The book convincingly makes the case that seeing management as a calling will help address these crucial issues, particularly among today’s business students. How do you work this idea into your own classes? How do the students respond?

I find that students respond very positively to this framing. Twenty years ago, students who wanted to change the world turned to schools of public policy and nonprofit management for their training. Today, many are turning to schools of business management and they are bringing with them a desire to explore a new sense of the economic, social and environmental purpose of the corporation and their role as leaders.

By framing management as a calling, I am encouraging students to discern what kind of manager they want to be and then ask tough questions about the role of the corporation in society, the role of executives in leading them, and indeed the nature of capitalism as it is presently structured and as it could be structured in the future. This gives students a strong sense of agency, when many feel constrained by stale and outdated models of business management.

I recall one student who told me that she felt her values were under attack every time she walked into the building. These kinds of students are hungry for ways to augment their management education to fit their own vision of the kind of manager and executive they want to be.

I can imagine many cynics and critics questioning such a framing. How do you answer them?

Look, we are graduating countless business students, whether you like it or not. If we keep producing students that only want to increase the size of their bank account, we will continue to have the kinds of business scandals we have seen in recent decades. But if we can teach business students to seriously consider the vast power that they may someday possess to shape and guide our society, and learn the responsibility to wield that power carefully, we will be in much better shape. And, I would add, we are more likely to serve students by helping them find their best path.

Right now, we typically try to help them in this direction in one of two ways: ethical reasoning or the legal implications of corporate wrongdoing. But the first often strives to instill new values on fully formed adults or teach ethical reasoning to students who are paying a lot of money to learn other topics. The second only sets a worst-case baseline and does not inspire future business leaders to be their best, to achieve great things for their companies, for society and for themselves.

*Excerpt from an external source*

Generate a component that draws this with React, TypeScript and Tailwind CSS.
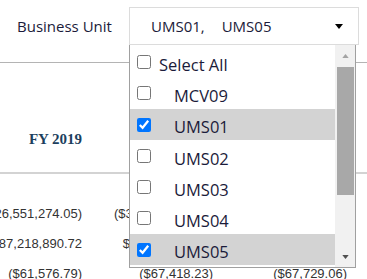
import React from 'react';

const ITEMS: { label: string; checked: boolean; header?: boolean }[] = [
  { label: 'Select All', checked: false, header: true },
  { label: 'MCV09', checked: false },
  { label: 'UMS01', checked: true },
  { label: 'UMS02', checked: false },
  { label: 'UMS03', checked: false },
  { label: 'UMS04', checked: false },
  { label: 'UMS05', checked: true },
];

const ROWS = [
  ['($26,551,274.05)', '($37,264,889.14)', '($38,102,551.20)'],
  ['$87,218,890.72', '$91,403,227.58', '$93,876,104.33'],
  ['($61,576.79)', '($67,418.23)', '($67,729.06)'],
];

function Caret({ up, className }: { up?: boolean; className?: string }) {
  return (
    <svg width="8" height="5" viewBox="0 0 8 5" className={className}>
      <polygon points={up ? '0,5 8,5 4,0' : '0,0 8,0 4,5'} fill="currentColor" />
    </svg>
  );
}

function DropdownList() {
  return (
    <div className="absolute left-[129px] top-[45px] w-[227px] h-[223px] bg-white border border-t-0 border-[#a0a0a0] flex">
      <div className="flex-1 overflow-hidden pt-[1px]">
        {ITEMS.map((it) => (
          <div
            key={it.label}
            className={`h-[31.25px] flex items-center pl-[7px] ${it.checked ? 'bg-[#d3d3d3]' : ''}`}
          >
            <input
              type="checkbox"
              readOnly
              checked={it.checked}
              className="w-[14px] h-[14px] shrink-0 mt-[1px]"
            />
            <span
              className={`text-[16.5px] leading-none text-[#1b1b3a] pt-[7px] ${it.header ? 'ml-[8px]' : 'ml-[23px]'}`}
            >
              {it.label}
            </span>
          </div>
        ))}
      </div>
      <div className="w-[20px] bg-[#f1f1f1] flex flex-col items-center">
        <div className="h-[22px] flex items-center justify-center text-[#a3a3a3]">
          <Caret up className="w-[7px] h-[4px]" />
        </div>
        <div className="w-[17px] h-[128px] bg-[#a8a8a8]" />
        <div className="flex-1" />
        <div className="h-[20px] flex items-center justify-center text-[#505050]">
          <Caret className="w-[7px] h-[4px]" />
        </div>
      </div>
    </div>
  );
}

export default function App() {
  return (
    <div
      className="relative w-[367px] h-[279px] overflow-hidden bg-white"
      style={{ fontFamily: '"Open Sans", "Noto Sans", sans-serif' }}
    >
      <div className="h-[63px] border-b border-[#b4b4b4] pt-[7px]">
        <div className="flex items-center">
          <span className="w-[129px] pl-[17px] text-[15px] text-[#1b1b3a]">Business Unit</span>
          <div className="w-[230px] h-[38px] border border-[#dcdcdc] flex items-center pl-[21px] pr-[14px] text-[15px] text-[#1b1b3a]">
            <span>UMS01,</span>
            <span className="ml-[17px]">UMS05</span>
            <Caret className="ml-auto w-[10px] h-[5px] text-black" />
          </div>
        </div>
      </div>

      <div className="h-[111px] border-b-2 border-[#d3d3d3] flex items-end pb-[25px]">
        <div
          className="w-[111px] text-center font-bold text-[15px] leading-none text-[#1c3f5e]"
          style={{ fontFamily: '"Liberation Serif", serif' }}
        >
          FY 2019
        </div>
      </div>

      <div className="pt-[30px]" style={{ fontFamily: '"Liberation Sans", Arial, sans-serif' }}>
        {ROWS.map((r, i) => (
          <div key={i} className="h-[30px] flex text-[13px] text-[#333]">
            <div className="w-[82px] flex justify-end whitespace-nowrap">{r[0]}</div>
            <div className="w-[131px] flex justify-end whitespace-nowrap">{r[1]}</div>
            <div className="w-[134px] flex justify-end whitespace-nowrap">{r[2]}</div>
          </div>
        ))}
      </div>

      <DropdownList />
    </div>
  );
}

To help students look within themselves, to examine and discern their calling and their purpose in business, will yield much more powerful results.

Changing attitudes among current and future students won’t be enough—current business leaders, many of whom are set in old ways of thinking, will also need to change. How can they come to see management as a calling?

I wrote this book with business students and young professionals in mind. I hope that they will find inspiration to shape their education and young careers in a way that sets them on the right path. But more seasoned professionals may find value in the message of this book. It is never too late to set a new course in your life and find your calling.

I am reminded of an interview that Tim Hall, careers scholar at Boston University, conducted with a highly successful, mid-40s senior executive. Hall reported she was unhappy with what she thought was success and had an epiphany one day when she looked in the mirror and realized, “Oh my God, a 20-year-old picked my career!” To avoid her fate, I want to encourage business students to make wise and far-reaching choices today, to strive for greatness, and to measure that greatness by how others benefit from what you do. Think to serve in business, not just to accumulate.

In discussing how business students and managers must rethink their approach to government and regulation, what are you suggesting and how do you find that students respond?

It is surprising to me how few business schools offer courses on government lobbying, much less collaborative and constructive lobbying. Indeed, common perceptions are the government has no place in the market, that regulation is an unwarranted intrusion in the market, and that all lobbying is corrupt. These views are naïve and destructive.
Government is the domain in which the rules of the market are set and enforced, and lobbying is basic to democratic politics as governments seek guidance on how to set the rules of the market and usher reforms as needed.

I taught a new course in the winter 2019 semester called Business in Democracy: Advocacy, Lobbying and the Public Interest. It was offered jointly between the Ross School of Business and the Ford School of Public Policy, and to my surprise the course was filled at 70 students. Students told me that they were hungry for this kind of content.
They also said that many of their peers in their respective schools could not understand why they would take such a class. We need to change that kind of mindset—teaching students to see the value in government and business working in some kind of synergistic way. Companies with a mindset toward serving society can participate constructively in policy formation, seeking policies that help to make society and the economy strong and fair in the aggregate, not just for the select and affluent few.

You have another new book coming out this month, “The Engaged Scholar.” Is it fair to see that book as posing a challenge to academia similar to your other book’s challenge to business—to think more clearly about a responsibility to the broader society?

Yes, in a way. Both books are challenging the institutions as they presently exist—”Management as a Calling” is challenging the norms of business education and the role of business in society; “The Engaged Scholar” is challenging the norms of academic research and the role of the scholar in society. The rules of academia reward scholars for producing academic publications, but I would like to see those rules change so that more academics do the extra work to bring their scholarship to the public and political spheres that need it and can put it to use. In an era of fake news, alternative facts and misinformation, I would go so far as to say that it is our responsibility as academics to serve society, and I hope this book encourages more academics to try to do that. And where both books challenge the norms of their respective domains, both books also ask individuals to take it upon themselves to redirect their careers, even if those norms are slow to change.